Managing and Monitoring Tree Health and Soil Water Status
During Extreme Drought in Melbourne, Victoria
Peter B. May, Stephen J. Livesley, and Ian Shears
Abstract: Drought can lead to mortality in urban tree populations. The City of Melbourne, Victoria, Australia, manages a large population of trees that provide important ecosystem services and cultural heritage values. Between 1997 and 2009 Melbourne was affected by a serious drought resulting in significant tree health decline. Elms and planes in particular, were badly affected. This paper presents data from a survey of tree health status, and of studies of retrofitted buried drip line irrigation. A study of soil wetting in autumn of 2009 found that the use of drip irrigation had, in most cases, little or no effect on soil moisture levels and a modeled study of tree water use showed that water delivered by drip irrigation provided only a fraction of the water required by a mature tree. By contrast, drip irrigation in late winter was able to recharge soil moisture levels.
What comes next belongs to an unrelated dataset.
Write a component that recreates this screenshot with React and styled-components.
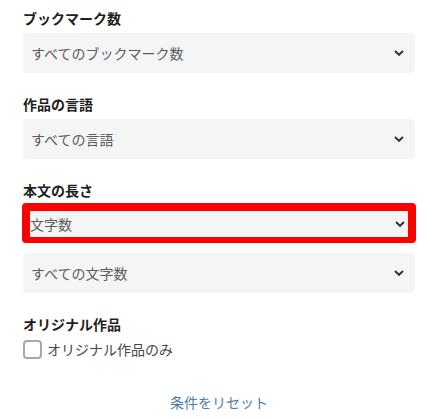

Mechanisms responsible for the decline in tree health seen during the drought are discussed. While the drought has temporarily been alleviated, climate change scenarios for southern Australia suggest that increased rainfall variability and drought events will be more common. The experiences gained during the recent drought event provide useful information for urban tree managers planning for the future.
Keywords: Australia; Climate Change Strategy; Drip Irrigation; Drought; Melbourne; Platanus × acerifolia; Retrofitted Irrigation; Soil Moisture;
Tree Health, Tree Water Use; Ulmus procera.